Equity crowdfunding platforms allow businesses to aggregate small investments from a large number of people, creating access to substantial funding that would otherwise be difficult to secure. For example, a startup might raise ₦100 million by pooling contributions of ₦50,000–₦200,000 from thousands of retail investors. This democratizes access to capital, enabling ambitious scaling and expansion without relying solely on institutional investors.

2. Zero Debt Pressure

Unlike loans, equity financing does not require repayment or interest. This relieves startups of the immediate financial burden that comes with servicing debt. Instead, founders can reinvest 100% of their cash flow into research and development, product innovation, and market penetration. For early‑stage businesses, this flexibility is critical because it allows them to prioritize growth over short‑term repayment obligations. Investors, in turn, benefit from the potential upside of long‑term value creation rather than fixed interest payments.

3. Investor Marketing

Equity investors often act as active advocates, providing free marketing, strategic advice, and networking opportunities to ensure their investment succeeds. Because they hold ownership stakes, they are motivated to promote the company, provide strategic advice, and leverage their networks to help the business grow.

4. Long-Term Alignment

Equity crowdfunding is particularly suited to high‑growth, high‑risk sectors such as technology, biotech, and green energy. Investors in these sectors are typically focused on long‑term valuation and shared vision rather than immediate returns. This alignment allows startups to pursue bold strategies, knowing that their investors are committed to the journey.

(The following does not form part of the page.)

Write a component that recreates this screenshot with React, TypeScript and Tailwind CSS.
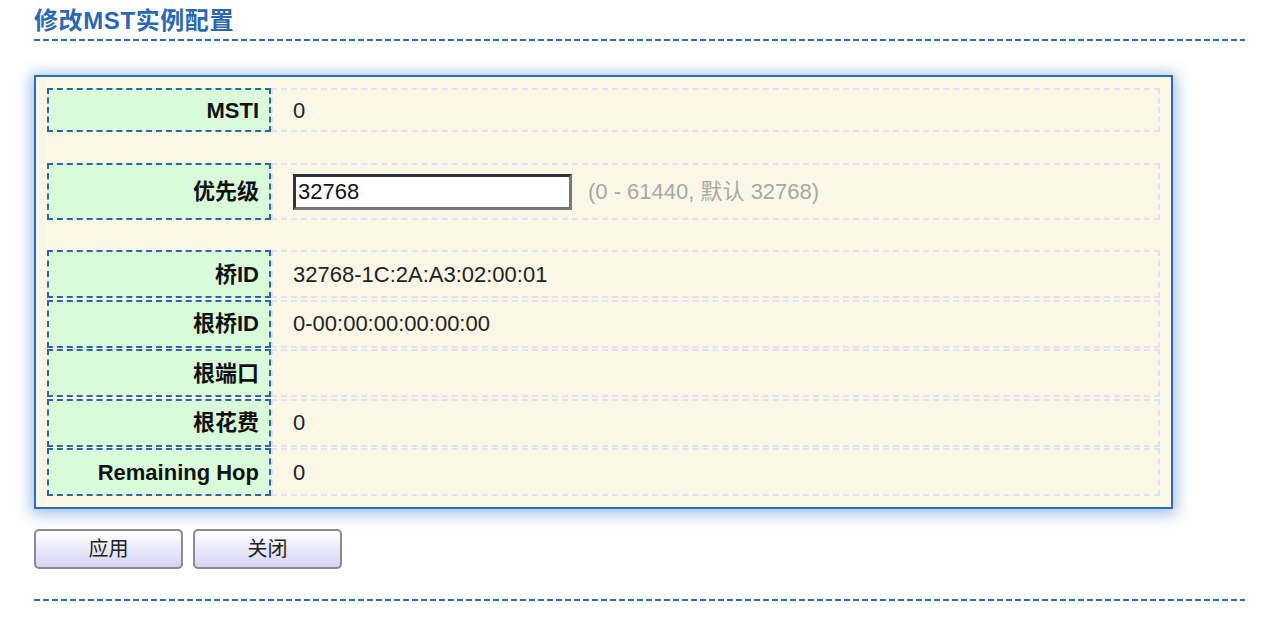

Legal implications of platform owners

For a platform owner in Nigeria, the distinction between equity and debt is governed by the Securities and Exchange Commission (SEC) Rules on Crowdfunding, but debt often straddles the line between the SEC and the Central Bank of Nigeria (CBN).

1. The 2026 Licensing Landscape

The entry requirements for platform owners have become significantly more rigorous to ensure market stability and investor protection.

  • Minimum Capital Requirements: Under the SEC Circular issued in January 2026, the minimum paid-up capital for a Crowdfunding Intermediary has doubled from ₦100 million to ₦200 million. Existing platforms have a grace period until June 30, 2027, to meet this new threshold.
  • Personnel Mandates: You must register at least three sponsored individuals with the SEC. This core team must include a Managing Director and a Compliance Officer who is personally responsible for monitoring adherence to the Investments and Securities Act.
  • Operational Buffers: Platforms are required to maintain a Fidelity Insurance Bond covering at least 20% of the minimum capital to protect against internal fraud or operational failures.

2. Structural & Regulatory Nuances

The legal structure used to channel investments shifts depending on whether the offering is equity or debt:

  • Equity & CAMA: Under the Companies and Allied Matters Act (CAMA), private companies are restricted to 50 shareholders. To prevent a startup from accidentally becoming a “Public Company by Default” during a raise, platform owners must utilize a Crowdfunding SPV (Special Purpose Vehicle) or a Nominee structure. This allows the platform to hold the shares collectively on behalf of the crowd.
  • Debt & The Regulation: If you facilitate “securities” like debentures or notes, you are under SEC jurisdiction and must appoint an SEC-registered Custodian to manage the trust account.
  • CBN/FCCPC Overlap: If you provide direct P2P lending without issuing securities, you may fall under the Digital Money Lender (DML) framework (FCCPC) or require a Payment Service Provider (PSP) license from the Central Bank of Nigeria (CBN).

3. Platform Owner Obligations

As a platform owner, you are legally a “Gatekeeper,” meaning you bear the brunt of responsibility for what happens on your site.

  • Due Diligence: You are legally liable for verifying the legitimacy of fundraisers. This includes ensuring the business has at least two years of operating history.
  • Investor Protection: You must enforce “Investor Caps.” Retail investors are prohibited from investing more than 10% of their net annual income in a single year across your platform.
  • The 48-Hour Rule: If a funding campaign fails to reach its minimum target (usually 50% of the goal), you are legally obligated to trigger a full refund to all investors within 48 hours.

4. Prohibited Activities

To maintain your license, your platform must remain a neutral marketplace. You are strictly prohibited from:

  • Direct Solicitation: You cannot “recommend” or “promote” specific startups to your users.
  • Lending to Investors: You cannot provide credit to users to help them fund investments on your platform.
  • Conflicts of Interest: Platform directors and significant shareholders generally cannot own more than 5% of any company raising funds on their own platform.

Conclusion

Success as a crowdfunding platform owner in Nigeria requires balancing innovation with rigid compliance. The 2026 regulatory shift emphasizes higher capital, stricter personnel checks, and absolute transparency. Whether you choose the equity path (navigating CAMA shareholder limits) or the debt path (managing custodial trust accounts), your primary legal identity is that of a regulated intermediary.